◆ What you have to do: Quote every line of the data below as it stands, omitting pictures.

◆ Supplied material:

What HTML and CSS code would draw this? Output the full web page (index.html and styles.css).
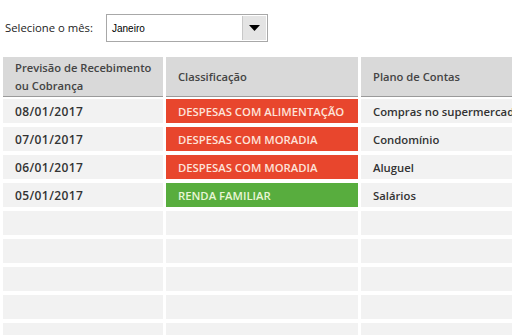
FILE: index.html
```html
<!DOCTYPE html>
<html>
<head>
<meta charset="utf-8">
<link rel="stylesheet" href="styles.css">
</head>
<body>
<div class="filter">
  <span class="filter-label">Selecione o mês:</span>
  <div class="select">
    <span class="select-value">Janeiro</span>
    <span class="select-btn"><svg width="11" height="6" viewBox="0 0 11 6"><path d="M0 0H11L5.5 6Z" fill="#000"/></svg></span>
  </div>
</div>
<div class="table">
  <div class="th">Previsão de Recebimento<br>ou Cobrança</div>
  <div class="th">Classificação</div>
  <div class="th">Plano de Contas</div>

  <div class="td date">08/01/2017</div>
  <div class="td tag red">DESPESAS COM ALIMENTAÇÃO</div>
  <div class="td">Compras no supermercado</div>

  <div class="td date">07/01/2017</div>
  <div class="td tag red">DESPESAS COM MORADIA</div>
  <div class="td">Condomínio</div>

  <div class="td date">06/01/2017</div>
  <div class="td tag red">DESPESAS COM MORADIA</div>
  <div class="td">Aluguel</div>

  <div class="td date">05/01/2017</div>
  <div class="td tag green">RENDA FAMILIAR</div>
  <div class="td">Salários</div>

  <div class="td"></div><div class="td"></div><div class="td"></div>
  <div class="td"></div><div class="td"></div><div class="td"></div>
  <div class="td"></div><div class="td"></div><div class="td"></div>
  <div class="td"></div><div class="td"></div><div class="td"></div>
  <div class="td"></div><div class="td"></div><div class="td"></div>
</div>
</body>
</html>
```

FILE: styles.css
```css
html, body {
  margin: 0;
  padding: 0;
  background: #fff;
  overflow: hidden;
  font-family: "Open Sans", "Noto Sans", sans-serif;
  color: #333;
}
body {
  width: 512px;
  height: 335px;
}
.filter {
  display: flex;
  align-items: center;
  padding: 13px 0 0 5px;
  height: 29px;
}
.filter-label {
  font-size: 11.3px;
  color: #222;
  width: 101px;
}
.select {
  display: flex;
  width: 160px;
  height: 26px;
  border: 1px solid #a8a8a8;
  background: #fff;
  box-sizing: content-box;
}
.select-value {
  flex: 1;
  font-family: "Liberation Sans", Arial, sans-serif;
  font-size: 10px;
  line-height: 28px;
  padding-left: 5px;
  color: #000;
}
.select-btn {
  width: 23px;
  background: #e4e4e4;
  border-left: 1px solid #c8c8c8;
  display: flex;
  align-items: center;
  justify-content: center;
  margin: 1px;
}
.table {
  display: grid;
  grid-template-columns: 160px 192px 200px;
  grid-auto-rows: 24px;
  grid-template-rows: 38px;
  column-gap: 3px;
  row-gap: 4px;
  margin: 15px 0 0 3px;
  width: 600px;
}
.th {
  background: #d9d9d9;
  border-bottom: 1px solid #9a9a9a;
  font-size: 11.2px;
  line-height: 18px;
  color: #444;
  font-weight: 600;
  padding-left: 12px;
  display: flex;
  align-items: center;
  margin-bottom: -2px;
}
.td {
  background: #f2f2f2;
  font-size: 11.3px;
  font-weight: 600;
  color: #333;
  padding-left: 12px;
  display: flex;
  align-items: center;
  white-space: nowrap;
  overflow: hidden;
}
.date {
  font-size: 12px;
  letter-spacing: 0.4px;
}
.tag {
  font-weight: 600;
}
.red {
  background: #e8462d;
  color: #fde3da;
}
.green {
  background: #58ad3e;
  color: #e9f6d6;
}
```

◆ Solution for this task:
What HTML and CSS code would draw this? Output the full web page (index.html and styles.css).
FILE: index.html
```html
<!DOCTYPE html>
<html>
<head>
<meta charset="utf-8">
<link rel="stylesheet" href="styles.css">
</head>
<body>
<div class="filter">
  <span class="filter-label">Selecione o mês:</span>
  <div class="select">
    <span class="select-value">Janeiro</span>
    <span class="select-btn"><svg width="11" height="6" viewBox="0 0 11 6"><path d="M0 0H11L5.5 6Z" fill="#000"/></svg></span>
  </div>
</div>
<div class="table">
  <div class="th">Previsão de Recebimento<br>ou Cobrança</div>
  <div class="th">Classificação</div>
  <div class="th">Plano de Contas</div>

  <div class="td date">08/01/2017</div>
  <div class="td tag red">DESPESAS COM ALIMENTAÇÃO</div>
  <div class="td">Compras no supermercado</div>

  <div class="td date">07/01/2017</div>
  <div class="td tag red">DESPESAS COM MORADIA</div>
  <div class="td">Condomínio</div>

  <div class="td date">06/01/2017</div>
  <div class="td tag red">DESPESAS COM MORADIA</div>
  <div class="td">Aluguel</div>

  <div class="td date">05/01/2017</div>
  <div class="td tag green">RENDA FAMILIAR</div>
  <div class="td">Salários</div>

  <div class="td"></div><div class="td"></div><div class="td"></div>
  <div class="td"></div><div class="td"></div><div class="td"></div>
  <div class="td"></div><div class="td"></div><div class="td"></div>
  <div class="td"></div><div class="td"></div><div class="td"></div>
  <div class="td"></div><div class="td"></div><div class="td"></div>
</div>
</body>
</html>
```

FILE: styles.css
```css
html, body {
  margin: 0;
  padding: 0;
  background: #fff;
  overflow: hidden;
  font-family: "Open Sans", "Noto Sans", sans-serif;
  color: #333;
}
body {
  width: 512px;
  height: 335px;
}
.filter {
  display: flex;
  align-items: center;
  padding: 13px 0 0 5px;
  height: 29px;
}
.filter-label {
  font-size: 11.3px;
  color: #222;
  width: 101px;
}
.select {
  display: flex;
  width: 160px;
  height: 26px;
  border: 1px solid #a8a8a8;
  background: #fff;
  box-sizing: content-box;
}
.select-value {
  flex: 1;
  font-family: "Liberation Sans", Arial, sans-serif;
  font-size: 10px;
  line-height: 28px;
  padding-left: 5px;
  color: #000;
}
.select-btn {
  width: 23px;
  background: #e4e4e4;
  border-left: 1px solid #c8c8c8;
  display: flex;
  align-items: center;
  justify-content: center;
  margin: 1px;
}
.table {
  display: grid;
  grid-template-columns: 160px 192px 200px;
  grid-auto-rows: 24px;
  grid-template-rows: 38px;
  column-gap: 3px;
  row-gap: 4px;
  margin: 15px 0 0 3px;
  width: 600px;
}
.th {
  background: #d9d9d9;
  border-bottom: 1px solid #9a9a9a;
  font-size: 11.2px;
  line-height: 18px;
  color: #444;
  font-weight: 600;
  padding-left: 12px;
  display: flex;
  align-items: center;
  margin-bottom: -2px;
}
.td {
  background: #f2f2f2;
  font-size: 11.3px;
  font-weight: 600;
  color: #333;
  padding-left: 12px;
  display: flex;
  align-items: center;
  white-space: nowrap;
  overflow: hidden;
}
.date {
  font-size: 12px;
  letter-spacing: 0.4px;
}
.tag {
  font-weight: 600;
}
.red {
  background: #e8462d;
  color: #fde3da;
}
.green {
  background: #58ad3e;
  color: #e9f6d6;
}
```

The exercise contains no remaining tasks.